Sure, we all like to think we’d help each other, wouldn’t we? But the truth is, we don’t always make the best choices for other people. We think of ourselves first, don’t we? There’s no shame in admitting that. I can tell you that when the voice started showing me all the choices I could make and where they’d lead, there were many times I went for the easier path, the one that benefited me. It’s the natural choice. It’s the…human…thing to do.
No, I’m okay. Just give me a second or two to catch my breath. It’s not easy, you know, coming back from the dead. Just let me clear my throat. Maureen, can you give me a glass of water, please?
Thank you.
Where was I?
What was I…
Oh…right.
Let me just catch my breath.
15
Nothing much about the house had changed. The yard wasn’t mowed, the flowerbeds not weeded, but that wasn’t terribly unusual. She’d always been the one grubbing in the dirt. Ryan had hired someone to come and do the yard work after she’d moved out, but the service had been sporadic, and nobody had been able to care about the hydrangea bushes the way she had…
“Stupid,” Abbie muttered. Stupid to stand here in the driveway, her car door still open like she might hop back in and drive away if anyone came to the front door, and think about the grass. The grass didn’t matter.
She didn’t want to remember the times she’d spent on this porch, waiting for the door to open for her like she’d never lived here. The screen door hung open a little, like someone had run out and not bothered to close it completely. She pushed the doorbell, but heard nothing from inside. Abbie waited a minute, then opened the screen door and used the brass knocker she and Ryan had bought on their honeymoon. It was in the shape of a pair of hands holding a heart. The claddagh. Symbol of love, loyalty and friendship. It rang against the metal with a hollow thud that made her fingers tingle.

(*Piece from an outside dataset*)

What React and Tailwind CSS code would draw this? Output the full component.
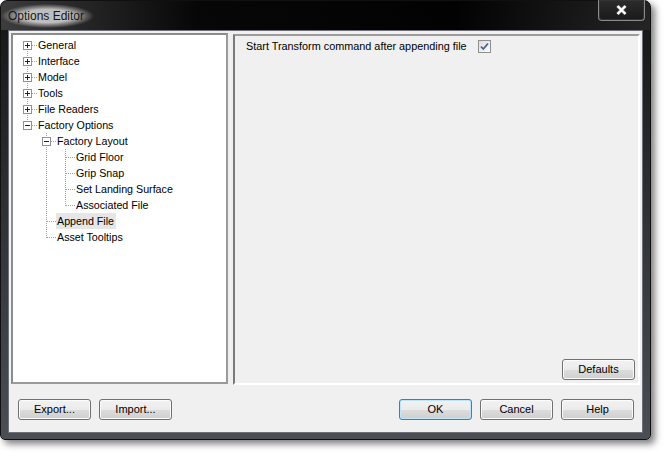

Abbie waited another few minutes, craning her neck for the sound of running feet, the shouts of “Dad, someone’s at the door!” Nothing. She would’ve checked her watch, if she was wearing one. What time was it? For that matter, what day? She tipped her face toward the sky, but that was useless, clouded and gray with only a hint of sun.
She couldn’t remember the date. Were the boys at school or had they already been let out for the summer? Was Ryan at work? She took two steps back, her heels on the edge of the concrete porch, and studied the door and windows next to it. If she pressed her face against the clear design in the frosted glass she might be able to get a peek inside, but what would happen if someone was in there, watching her or waiting for her to go away? She’d look like a lunatic. Likewise if she hiked into the overgrown flower bed to look in the dining room windows.